If you’re building a snap-fit assembly and want a quick risk review, share your CAD files for a fast snap-fit RFQ. Include your target material (Nylon/PP or other), environment, and expected cycles. We can suggest a manufacturable snap geometry and quote CNC prototypes or injection molding options.

FAQ

How do I calculate snap fit force and stress?

Use a simplified cantilever model:

• δ = F * L^3 / (3 * E * I)

• F = 3 * E * I * δ / L^3

• σ_max = 6 * F * L / (b * t^2) Then validate with FEA + testing for plastics, large deflection, creep, or fatigue.

Why do snap fits crack or whiten at the root?

Because root bending moment is highest, and sharp corners/defects amplify stress.
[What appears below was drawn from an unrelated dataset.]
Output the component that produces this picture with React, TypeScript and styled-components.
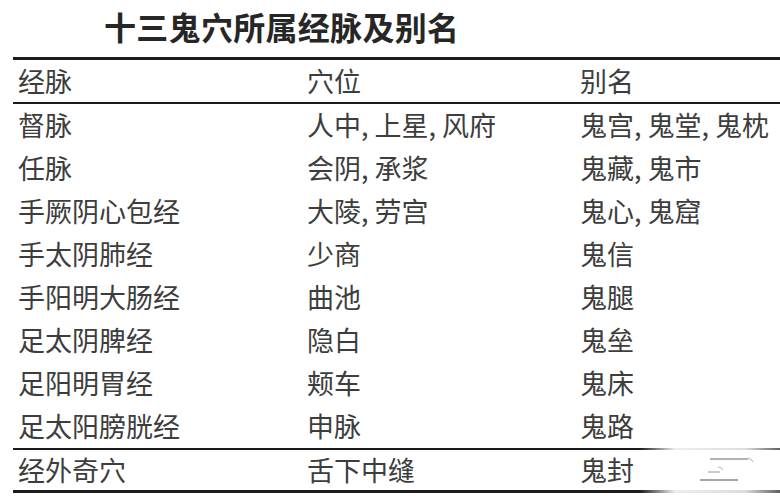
import React from "react";
import styled, { createGlobalStyle } from "styled-components";

const GlobalStyle = createGlobalStyle`
  html, body {
    margin: 0;
    padding: 0;
    background: #ffffff;
  }
  body {
    font-family: "Noto Sans CJK SC", "Noto Sans", sans-serif;
    color: #3a3a3a;
  }
`;

const Page = styled.div`
  position: relative;
  width: 780px;
  height: 501px;
  overflow: hidden;
  background: #fff;
`;

const Title = styled.div`
  height: 57px;
  padding-left: 104px;
  font-size: 32px;
  line-height: 52px;
  font-weight: 700;
  color: #262626;
  letter-spacing: 0.3px;
`;

const Table = styled.table`
  margin-left: 13px;
  width: 767px;
  border-collapse: collapse;
  table-layout: fixed;
`;

const Row = styled.tr<{ $height: number; $top?: number; $bottom?: number }>`
  height: ${(p) => p.$height}px;
  border-top: ${(p) => (p.$top ? `${p.$top}px solid #1c1c1c` : "none")};
  border-bottom: ${(p) => (p.$bottom ? `${p.$bottom}px solid #1c1c1c` : "none")};
`;

const Cell = styled.td`
  padding: 0 0 0 5px;
  font-size: 27px;
  line-height: 1;
  font-weight: 400;
  color: #3d3d3d;
  white-space: nowrap;
  vertical-align: middle;
`;

const Watermark = styled.div`
  position: absolute;
  left: 640px;
  top: 436px;
  width: 140px;
  height: 65px;
  background: linear-gradient(
    90deg,
    rgba(255, 255, 255, 0) 0%,
    rgba(255, 255, 255, 0.92) 25%,
    rgba(255, 255, 255, 0.85) 75%,
    rgba(255, 255, 255, 0.3) 100%
  );
  display: flex;
  align-items: center;
  justify-content: center;
`;

const rows: [string, string, string][] = [
  ["督脉", "人中, 上星, 风府", "鬼宫, 鬼堂, 鬼枕"],
  ["任脉", "会阴, 承浆", "鬼藏, 鬼市"],
  ["手厥阴心包经", "大陵, 劳宫", "鬼心, 鬼窟"],
  ["手太阴肺经", "少商", "鬼信"],
  ["手阳明大肠经", "曲池", "鬼腿"],
  ["足太阴脾经", "隐白", "鬼垒"],
  ["足阳明胃经", "颊车", "鬼床"],
  ["足太阳膀胱经", "申脉", "鬼路"],
];

export default function App() {
  return (
    <>
      <GlobalStyle />
      <Page>
        <Title>十三鬼穴所属经脉及别名</Title>
        <Table>
          <colgroup>
            <col style={{ width: 289 }} />
            <col style={{ width: 273 }} />
            <col />
          </colgroup>
          <tbody>
            <Row $height={44} $top={3} $bottom={2}>
              <Cell>经脉</Cell>
              <Cell>穴位</Cell>
              <Cell>别名</Cell>
            </Row>
            {rows.map(([a, b, c], i) => (
              <Row key={a} $height={i === rows.length - 1 ? 45 : 43} $bottom={i === rows.length - 1 ? 2 : 0}>
                <Cell>{a}</Cell>
                <Cell>{b}</Cell>
                <Cell>{c}</Cell>
              </Row>
            ))}
            <Row $height={43} $bottom={3}>
              <Cell>经外奇穴</Cell>
              <Cell>舌下中缝</Cell>
              <Cell>鬼封</Cell>
            </Row>
          </tbody>
        </Table>
        <Watermark>
          <svg width="100" height="40" viewBox="0 0 100 40">
            <line x1="50" y1="10" x2="88" y2="10" stroke="#9a9a9a" strokeWidth="1.5" />
            <path d="M88 9 q4 1 5 4" stroke="#b0b0b0" strokeWidth="1" fill="none" />
            <line x1="48" y1="23" x2="60" y2="23" stroke="#a8a8a8" strokeWidth="1.2" />
            <path d="M58 18 q4 0 5 3" stroke="#b8b8b8" strokeWidth="1" fill="none" />
            <line x1="40" y1="31" x2="78" y2="31" stroke="#8a8a8a" strokeWidth="1.6" />
          </svg>
        </Watermark>
      </Page>
    </>
  );
}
A generous fillet plus a stop feature are common fixes.

Is Nylon or PP better for snap joints?

• Nylon: stronger/stiffer and often better fatigue, but moisture affects stiffness and dimensions.

• PP: more ductile and assembly-friendly, but creep can reduce long-term retention. Choose based on cycles, environment, and whether the snap holds constant strain.

Can I CNC machine snap fits intended for molding?

Yes, but don’t assume 1:1 transfer. Molding needs draft, and shrink/warp changes interference. Use CNC to validate fit and feel, then validate with molded samples for creep and repeatability.

How do I handle undercuts in injection molding?

Usually slides/lifters (robust but costly) or elastic bump-off (material/geometry dependent). Decide early—undercut strategy often drives tool cost and lead time.